Romney Housing Plan: An Opening Salvo
The Romney-Ryan team issued a much-anticipated white paper about U.S. housing policy. While the paper is short on specific details of how to address the housing and mortgage market, it does attack the Obama administration’s policies, as well as paint a broad picture of their policy.
President Obama inherited a crumbling housing market and a failing Fannie Mae and Freddie Mac. This included the pre-Obama Sept. 8, 2008 $100+ billion bailout of Fannie Mae and Freddie Mac, which were placed in conservatorship under the FHFA. Since that time, the Obama administration instituted the Making Home Affordable program (MHA) with refinance, loan modification and short-sale programs.
Four years later, however, the housing market has still not rebounded. The debate in Washington continues over the best way to solve the many problems. Romney, not surprisingly, called for less government and more private action. However, he also called for some government intervention, to help clear the way for a healthier housing market.
Romney-Ryan Housing White Paper: Strong Criticism of Obama
Romney’s blog included a link to his Sept 21, 2012 white paper, as well as an infographic titled "The Middle Class under Barack Obama." Romney blasted Obama’s record on housing and jobs, as would be expected in the midst of a Presidential election campaign. Romney’s main criticism of Obama’s housing policy is "Too much Government."
Romney’s housing white paper points out Obama’s failures, caused by "uncertain responses and a bigger government role". His criticism centered on the numerous MHA programs (including HAMP, HARP, and other smaller programs) that produced poor results below expectations that were set, and have constantly changing rules and regulations.
The second area of too much government intervention deals with the Dodd-Frank Act, regarding the regulation of Wall Street and the financial market. Romney’s criticism is that the law is too complicated, has far too many regulations added, and is only ? finished. Furthermore, the Dodd-Frank Act set out strict requirements regarding writing new "qualified mortgage" rules defining who would be eligible for a loan. Romney’s claim is that since these new regulations have not been finalized, many lenders have been paralyzed due to lack of certainty, rejecting many creditworthy borrowers.

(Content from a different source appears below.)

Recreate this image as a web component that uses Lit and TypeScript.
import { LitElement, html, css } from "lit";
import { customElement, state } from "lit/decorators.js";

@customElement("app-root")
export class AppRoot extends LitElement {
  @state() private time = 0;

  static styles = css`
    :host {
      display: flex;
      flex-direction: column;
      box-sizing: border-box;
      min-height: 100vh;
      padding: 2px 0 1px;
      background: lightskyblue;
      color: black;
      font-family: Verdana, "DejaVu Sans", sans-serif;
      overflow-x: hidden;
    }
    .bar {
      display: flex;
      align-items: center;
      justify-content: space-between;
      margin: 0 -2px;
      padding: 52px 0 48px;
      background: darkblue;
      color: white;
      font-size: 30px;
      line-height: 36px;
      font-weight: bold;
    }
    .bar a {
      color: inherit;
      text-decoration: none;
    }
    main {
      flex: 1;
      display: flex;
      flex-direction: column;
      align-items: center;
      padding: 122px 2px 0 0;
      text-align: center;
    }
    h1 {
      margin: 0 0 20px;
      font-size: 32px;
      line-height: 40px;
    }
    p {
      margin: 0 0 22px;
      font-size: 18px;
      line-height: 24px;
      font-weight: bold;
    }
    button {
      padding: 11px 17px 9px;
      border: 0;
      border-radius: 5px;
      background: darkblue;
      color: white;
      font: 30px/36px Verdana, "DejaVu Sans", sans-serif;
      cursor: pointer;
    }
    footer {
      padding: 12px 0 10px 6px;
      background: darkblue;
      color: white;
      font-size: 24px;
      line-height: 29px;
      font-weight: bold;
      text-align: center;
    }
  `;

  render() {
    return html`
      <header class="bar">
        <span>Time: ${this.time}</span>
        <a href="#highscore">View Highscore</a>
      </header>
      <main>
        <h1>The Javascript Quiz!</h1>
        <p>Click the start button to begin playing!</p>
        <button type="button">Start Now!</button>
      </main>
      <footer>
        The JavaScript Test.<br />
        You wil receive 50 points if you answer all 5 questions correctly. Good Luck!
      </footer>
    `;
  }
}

Romney’s Housing Plan: General Areas for Improvement
Romney’s main thrust, consistent with his general economic policies, is to reduce government involvement and get the private sector back into the housing market. Although his September 21, 2012 white paper is short on details, it does make these points.

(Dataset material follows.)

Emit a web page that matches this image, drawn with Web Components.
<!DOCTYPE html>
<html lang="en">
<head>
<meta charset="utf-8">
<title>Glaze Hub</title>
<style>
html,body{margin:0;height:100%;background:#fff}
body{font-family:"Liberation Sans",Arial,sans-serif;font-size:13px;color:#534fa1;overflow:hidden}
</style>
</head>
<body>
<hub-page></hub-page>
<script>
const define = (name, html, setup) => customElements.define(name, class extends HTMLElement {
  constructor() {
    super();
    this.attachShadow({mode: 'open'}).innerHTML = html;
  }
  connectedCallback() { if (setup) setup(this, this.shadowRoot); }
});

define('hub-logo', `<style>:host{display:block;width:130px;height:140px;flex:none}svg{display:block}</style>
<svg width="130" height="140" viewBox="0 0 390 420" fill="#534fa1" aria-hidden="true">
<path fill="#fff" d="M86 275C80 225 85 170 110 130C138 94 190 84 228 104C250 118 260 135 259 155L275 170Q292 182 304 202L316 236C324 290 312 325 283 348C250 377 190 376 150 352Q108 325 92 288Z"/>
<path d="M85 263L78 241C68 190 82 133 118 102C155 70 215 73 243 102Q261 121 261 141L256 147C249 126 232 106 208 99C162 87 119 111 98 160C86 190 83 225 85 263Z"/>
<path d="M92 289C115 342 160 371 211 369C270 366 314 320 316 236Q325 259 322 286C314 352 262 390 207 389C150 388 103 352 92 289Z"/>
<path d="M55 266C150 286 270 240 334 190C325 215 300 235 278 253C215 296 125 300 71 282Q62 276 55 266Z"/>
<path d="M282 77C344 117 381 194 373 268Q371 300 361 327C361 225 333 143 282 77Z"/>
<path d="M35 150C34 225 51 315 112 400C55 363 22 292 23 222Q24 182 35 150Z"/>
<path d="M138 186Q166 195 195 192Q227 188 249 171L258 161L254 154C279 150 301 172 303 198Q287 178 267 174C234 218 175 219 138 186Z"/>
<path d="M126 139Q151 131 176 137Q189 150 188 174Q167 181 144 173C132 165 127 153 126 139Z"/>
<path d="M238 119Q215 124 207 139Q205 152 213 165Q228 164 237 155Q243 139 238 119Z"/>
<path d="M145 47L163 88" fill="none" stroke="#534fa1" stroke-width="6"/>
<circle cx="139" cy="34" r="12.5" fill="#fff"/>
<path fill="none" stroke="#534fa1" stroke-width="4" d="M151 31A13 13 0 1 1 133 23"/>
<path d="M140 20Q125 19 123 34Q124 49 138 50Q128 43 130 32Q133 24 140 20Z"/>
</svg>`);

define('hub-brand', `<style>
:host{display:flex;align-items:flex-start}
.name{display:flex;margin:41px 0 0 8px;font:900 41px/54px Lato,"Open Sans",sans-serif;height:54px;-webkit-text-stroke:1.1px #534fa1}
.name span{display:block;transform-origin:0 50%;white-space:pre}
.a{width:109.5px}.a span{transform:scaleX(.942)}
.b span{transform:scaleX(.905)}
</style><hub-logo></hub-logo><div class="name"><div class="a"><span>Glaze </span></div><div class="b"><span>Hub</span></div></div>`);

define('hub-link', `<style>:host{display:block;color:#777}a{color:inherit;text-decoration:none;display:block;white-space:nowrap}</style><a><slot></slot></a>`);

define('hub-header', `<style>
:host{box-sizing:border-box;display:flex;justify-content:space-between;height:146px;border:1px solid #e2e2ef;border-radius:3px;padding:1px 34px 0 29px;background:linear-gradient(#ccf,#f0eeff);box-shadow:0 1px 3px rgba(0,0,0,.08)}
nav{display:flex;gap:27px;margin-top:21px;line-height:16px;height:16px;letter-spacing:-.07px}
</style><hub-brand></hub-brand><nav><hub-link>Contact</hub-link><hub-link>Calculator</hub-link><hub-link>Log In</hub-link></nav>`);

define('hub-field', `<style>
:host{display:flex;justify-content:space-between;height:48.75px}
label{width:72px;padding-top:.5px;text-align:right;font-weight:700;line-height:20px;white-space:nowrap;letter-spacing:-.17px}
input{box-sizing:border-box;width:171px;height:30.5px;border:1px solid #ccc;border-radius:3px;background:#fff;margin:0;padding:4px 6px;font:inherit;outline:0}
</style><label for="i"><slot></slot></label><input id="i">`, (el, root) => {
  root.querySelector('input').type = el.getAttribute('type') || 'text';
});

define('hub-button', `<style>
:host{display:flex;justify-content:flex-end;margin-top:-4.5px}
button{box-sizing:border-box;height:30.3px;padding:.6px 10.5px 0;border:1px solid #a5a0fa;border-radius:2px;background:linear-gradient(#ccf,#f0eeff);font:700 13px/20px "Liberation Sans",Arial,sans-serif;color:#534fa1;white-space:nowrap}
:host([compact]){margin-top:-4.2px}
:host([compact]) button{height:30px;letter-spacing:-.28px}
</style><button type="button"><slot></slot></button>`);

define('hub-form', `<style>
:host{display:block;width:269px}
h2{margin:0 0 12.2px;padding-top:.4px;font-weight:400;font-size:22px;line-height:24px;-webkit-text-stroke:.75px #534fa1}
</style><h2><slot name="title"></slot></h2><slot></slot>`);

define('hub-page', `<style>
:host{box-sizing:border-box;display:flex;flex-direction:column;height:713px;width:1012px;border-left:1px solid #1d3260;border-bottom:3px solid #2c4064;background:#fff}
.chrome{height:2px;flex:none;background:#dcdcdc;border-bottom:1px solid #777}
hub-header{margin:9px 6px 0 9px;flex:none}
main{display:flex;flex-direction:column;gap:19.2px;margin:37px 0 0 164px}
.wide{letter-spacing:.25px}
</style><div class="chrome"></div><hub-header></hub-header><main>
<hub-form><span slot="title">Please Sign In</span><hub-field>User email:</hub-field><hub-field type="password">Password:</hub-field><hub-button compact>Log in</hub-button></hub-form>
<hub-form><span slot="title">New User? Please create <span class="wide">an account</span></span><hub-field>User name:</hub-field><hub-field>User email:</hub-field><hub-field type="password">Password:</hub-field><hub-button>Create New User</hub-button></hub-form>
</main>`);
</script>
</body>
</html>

Reduce the role of Government
Reform the GSE’s: Perhaps the biggest news is Romney’s call for the reform of GSEs Fannie Mae and Freddie Mac. Romney’s call for an end to "too-big-to-fail" GSE’s, implies that he will aim to get more private money back into the housing market. We are still waiting for more specifics regarding how he would dismantle these huge and central players in the housing market.

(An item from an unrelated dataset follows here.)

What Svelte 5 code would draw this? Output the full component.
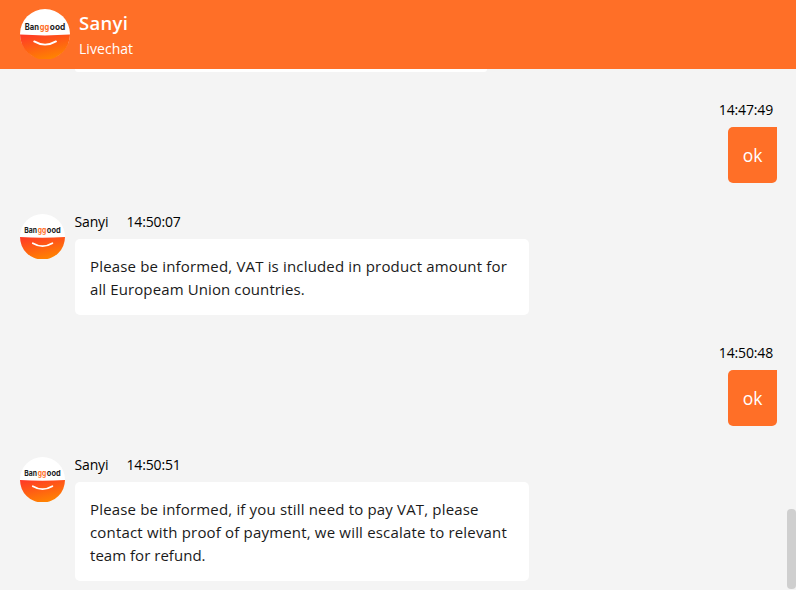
<script>
  const messages = [
    { own: true, time: '14:47:49', lines: [{ text: 'ok', spacing: 0 }] },
    {
      own: false,
      time: '14:50:07',
      lines: [
        { text: 'Please be informed, VAT is included in product amount for', spacing: 0.17 },
        { text: 'all Europeam Union countries.', spacing: 0.11 }
      ]
    },
    { own: true, time: '14:50:48', lines: [{ text: 'ok', spacing: 0 }] },
    {
      own: false,
      time: '14:50:51',
      lines: [
        { text: 'Please be informed, if you still need to pay VAT, please', spacing: 0.17 },
        { text: 'contact with proof of payment, we will escalate to relevant', spacing: 0.18 },
        { text: 'team for refund.', spacing: 0.03 }
      ]
    }
  ];
</script>

{#snippet avatar(size, id)}
  <svg class="avatar" width={size} height={size} viewBox="0 0 50 50">
    <defs>
      <linearGradient {id} x1="0.15" y1="0" x2="0.6" y2="1">
        <stop offset="0" stop-color="#ff3b26" />
        <stop offset="1" stop-color="#ff8500" />
      </linearGradient>
    </defs>
    <circle cx="25" cy="25" r="25" fill="#fff" />
    <path d="M0 25.6Q25 27.2 50 25.6A25 25 0 0 1 0 25.6Z" fill="url(#{id})" />
    <path d="M14.2 32.4Q25 38.8 36 32.4" fill="none" stroke="#fff" stroke-width="1.9" stroke-linecap="round" />
    <text x="4.8" y="21" textLength="14.2" lengthAdjust="spacingAndGlyphs">Ban</text>
    <text class="accent" x="19.7" y="21" textLength="9.4" lengthAdjust="spacingAndGlyphs">gg</text>
    <text x="29.8" y="21" textLength="15.4" lengthAdjust="spacingAndGlyphs">ood</text>
  </svg>
{/snippet}

<div class="chat">
  <header>
    {@render avatar(50, 'smile-head')}
    <div class="agent">
      <div class="title">Sanyi</div>
      <div class="sub">Livechat</div>
    </div>
  </header>
  <div class="body">
    <main>
      <div class="previous"></div>
      {#each messages as m, i}
        {#if m.own}
          <section class="own">
            <div class="meta">{m.time}</div>
            <div class="bubble">{m.lines[0].text}</div>
          </section>
        {:else}
          <section class="theirs">
            {@render avatar(45, 'smile-' + i)}
            <div>
              <div class="meta"><span class="who">Sanyi</span><span>{m.time}</span></div>
              <div class="bubble">
                {#each m.lines as line}
                  <div style:letter-spacing="{line.spacing}px">{line.text}</div>
                {/each}
              </div>
            </div>
          </section>
        {/if}
      {/each}
    </main>
    <div class="track"><div class="thumb"></div></div>
  </div>
</div>

<style>
  :global(body) { margin: 0; overflow: hidden; }
  .chat {
    width: 796px;
    height: 590px;
    overflow: hidden;
    display: flex;
    flex-direction: column;
    background: #f4f4f4;
    color: #1a1a1a;
    font-family: "Open Sans", "Noto Sans", sans-serif;
  }
  header {
    height: 69px;
    flex: none;
    box-sizing: border-box;
    padding: 9px 20px 0;
    display: flex;
    gap: 9px;
    background: #ff6f27;
    color: #fff;
  }
  .avatar { display: block; flex: none; }
  .avatar text { font: 700 8.8px Inter, "Noto Sans", sans-serif; fill: #1c1c1c; }
  .avatar .accent { fill: #ff6e26; }
  .title { font-size: 18.5px; font-weight: 600; line-height: 28px; letter-spacing: 0.3px; }
  .sub { font-size: 14px; line-height: 24px; letter-spacing: 0.05px; }
  .body { flex: 1; min-height: 0; display: flex; }
  main { flex: 1; min-width: 0; overflow: hidden; }
  .previous {
    width: 412px;
    height: 3px;
    margin-left: 75px;
    background: #fff;
    border-radius: 0 0 5px 5px;
  }
  section { display: flex; }
  .meta {
    height: 18px;
    line-height: 18px;
    font-size: 14px;
    letter-spacing: -0.15px;
    white-space: nowrap;
    color: #000;
  }
  .own {
    padding: 29px 10px 0 0;
    flex-direction: column;
    align-items: flex-end;
  }
  .own .meta { margin-right: 4px; }
  .own .bubble {
    width: 49px;
    height: 56px;
    margin-top: 8px;
    border-radius: 5px 0 5px 5px;
    background: #ff6f27;
    color: #fff;
    font-size: 17.5px;
    line-height: 57px;
    text-align: center;
  }
  .theirs { padding: 30px 0 0 20px; gap: 10px; align-items: flex-start; }
  .theirs .avatar { margin-top: 1px; }
  .theirs .meta { margin-left: -0.5px; }
  .who { display: inline-block; width: 52px; }
  .theirs .bubble {
    box-sizing: border-box;
    width: 454px;
    margin-top: 8px;
    padding: 16px 15px 14px;
    border-radius: 5px;
    background: #fff;
    font-size: 15px;
    line-height: 23px;
    white-space: nowrap;
  }
  .track { width: 9px; display: flex; align-items: flex-end; }
  .thumb { width: 9px; height: 80px; margin-bottom: 1px; border-radius: 4px; background: #cfcfcf; }
</style>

Sell Government owned Foreclosures: Romney plans to sell 200,000 vacant foreclosed homes to get them into private hands and enhance communities and housing prices in those areas.
Revitalize the role of private sector in the Housing Market
The second step Romney offers in his housing plan is to get the private sector to return to the private market. He offers three general solutions, which are:
- Make foreclosure alternatives easier.
- Implement sensible, not overly complex, financial regulation that gets credit flowing again.
- Improve the Job market: Romney proposes to create 12 million jobs in 4 years.
According to the paper, under the Romney-Ryan plan "families will benefit from fairer, flatter taxes, sensible regulation, the opening of new markets for American goods and investment in our vast energy resources."
The Romney-Ryan Housing Plan – What’s Next?
Hopefully, the Romney housing white paper was just an opening salvo, to be followed by more concrete action plans and an opportunity for a real debate, with deep content, about a serious election issue.
In the bottom line, any solutions to these complex problems will require cooperation and agreement between both sides of the political spectrum. We all know that there are no quick and easy solutions to the job market and the housing market problems.
Although drawing the battle-lines around the amount of government intervention needed is an important first step, the housing market needs and deserves a deeper analysis and more detailed policy plan. Let’s hope that Romney and Ryan will continue to address and offer concrete policy measures to fix the housing market.